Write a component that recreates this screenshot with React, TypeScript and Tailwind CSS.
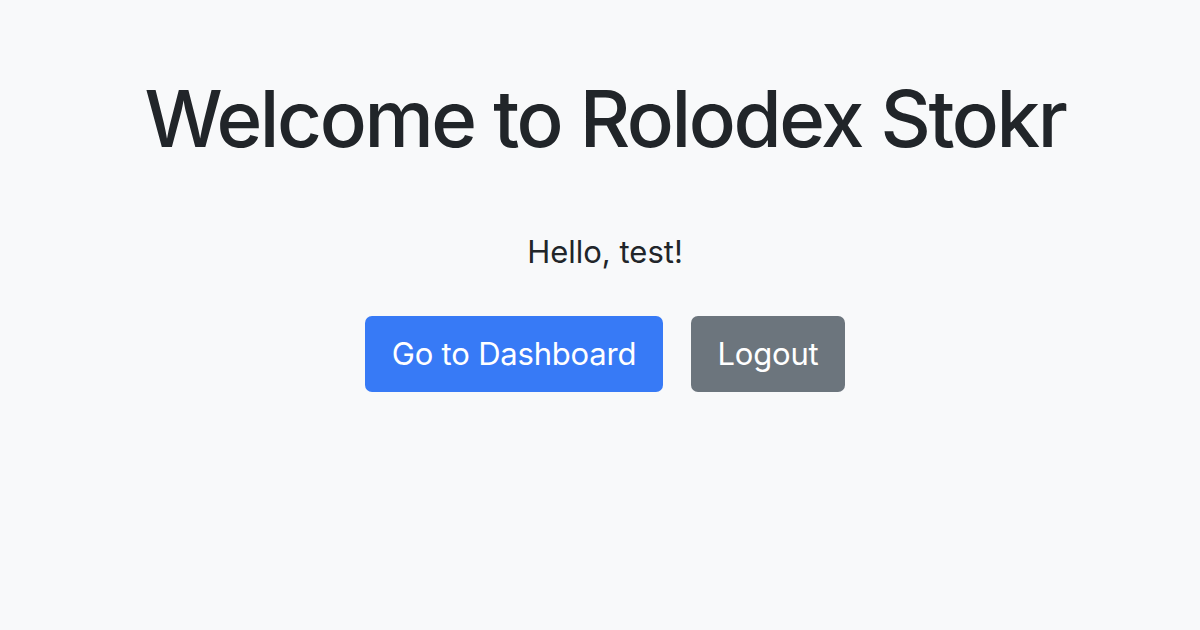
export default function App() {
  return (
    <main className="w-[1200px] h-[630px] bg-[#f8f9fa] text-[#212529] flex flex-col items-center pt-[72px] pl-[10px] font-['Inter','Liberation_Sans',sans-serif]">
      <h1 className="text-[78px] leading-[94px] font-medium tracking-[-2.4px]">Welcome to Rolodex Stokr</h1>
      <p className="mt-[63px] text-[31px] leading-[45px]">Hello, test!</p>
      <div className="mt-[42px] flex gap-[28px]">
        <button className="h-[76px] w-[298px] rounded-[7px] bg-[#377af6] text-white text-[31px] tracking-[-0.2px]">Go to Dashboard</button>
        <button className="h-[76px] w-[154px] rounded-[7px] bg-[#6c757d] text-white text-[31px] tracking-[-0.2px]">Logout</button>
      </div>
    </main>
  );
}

---------------

=== STATED GOAL ===
Copy every line above word for word and exclude the pictures.

=== FULL OUTPUT ===
Write a component that recreates this screenshot with React, TypeScript and Tailwind CSS.
export default function App() {
  return (
    <main className="w-[1200px] h-[630px] bg-[#f8f9fa] text-[#212529] flex flex-col items-center pt-[72px] pl-[10px] font-['Inter','Liberation_Sans',sans-serif]">
      <h1 className="text-[78px] leading-[94px] font-medium tracking-[-2.4px]">Welcome to Rolodex Stokr</h1>
      <p className="mt-[63px] text-[31px] leading-[45px]">Hello, test!</p>
      <div className="mt-[42px] flex gap-[28px]">
        <button className="h-[76px] w-[298px] rounded-[7px] bg-[#377af6] text-white text-[31px] tracking-[-0.2px]">Go to Dashboard</button>
        <button className="h-[76px] w-[154px] rounded-[7px] bg-[#6c757d] text-white text-[31px] tracking-[-0.2px]">Logout</button>
      </div>
    </main>
  );
}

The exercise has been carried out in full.